Western Canada’s commercial real estate markets are forecasted to perform very well through the remainder of the year, according to separate reports from RE/MAX and CBRE.
According to RE/MAX, institutional investors and private equity were present in nearly every market last year and spurred demand for multi-residential, industrial and office units. Smaller investors showed strong interest in industrial, which was the strongest commercial asset class from Vancouver to Winnipeg, and retail, albeit to a lesser extent.
The report also noted that institutional investors comprised 48% of sales volumes in Calgary, and that 24% came from private equity in the office sector.
“Rebounding global demand for primary energy should help bolster economic performance, as well as demand for commercial real estate, in Alberta in the second half of 2021,” Elton Ash, regional executive vice president at RE/MAX of Western Canada, said in the report. “In the interim, we could see out-of-province institutional investors walk away with some of the city’s most coveted assets.”
Vancouver, the country’s third-largest city and the largest in Western Canada, saw its then-healthy industrial market really catch fire last year and there’s nary a sign of deceleration, according to CBRE’s report. As has been the case for a while now, e-commerce is the main driver, but it’s expanded to include demand from third-party logistics operators that are forecasted to absorb substantial square footage in a bid to maintain pace with marketplace dynamics. Additionally, Vancouver, a hotspot for the film industry, is galvanizing landlords and occupiers to consider purpose-built studio development.
The office sector in Vancouver is beginning to heed whispers for larger employee footprints—that is, more square footage per employee—as a function of robust economic fundamentals in the city.
“In terms of commercial real estate, the B.C. economy is projected to lead the pace for GDP growth,” Jason Kiselbach, vice president and marketing director for CBRE Canada, told CREW. “Commercial real estate fundamentals are tied to economic growth, GDP and jobs, and those indicators are positive.”
Vancouver is building upon trends that were established in 2020, and in addition to torrid demand for industrial space, the multi-family residential sector is also hot, Kiselbach added. The retail and office sectors, which have lagged the aforementioned segments, are beginning to show signs of ascension.
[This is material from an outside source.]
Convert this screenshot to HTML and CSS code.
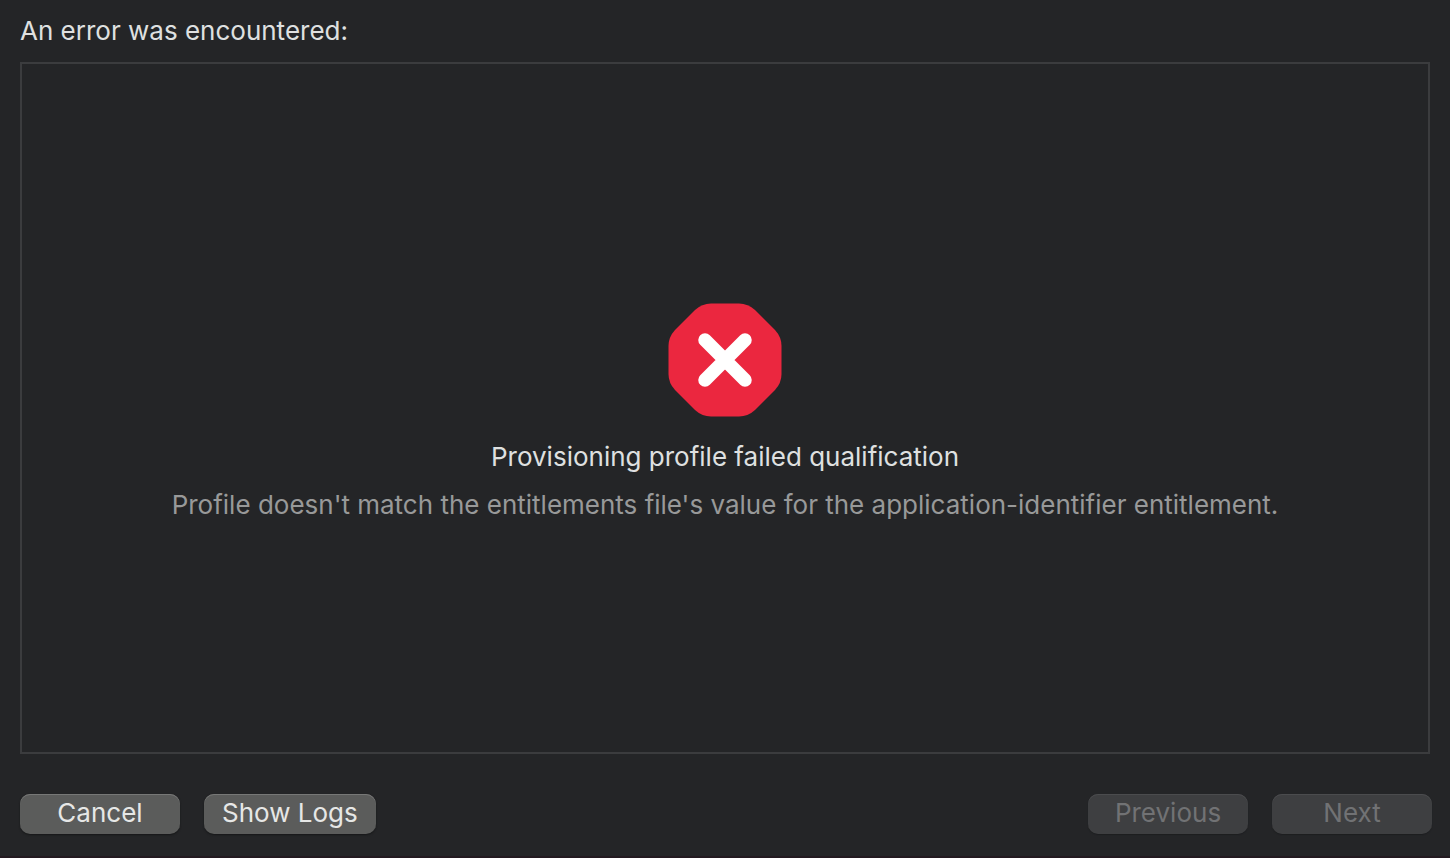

“We’ve seen large multi-family trades this year, which we think will continue happening,” he said. “We’re starting to see demand for retail and office space from tenants and we’re hoping that by mid-2021 we’ll see a pickup of activity in both sectors.”
Retail, says Kiselbach, is showing the encouraging signs of life in suburban Vancouver, where, because working from home is essentially ubiquitous, residents want sleek amenity access.
“Flexibility to work from home bodes well for some of the suburban retail centres.”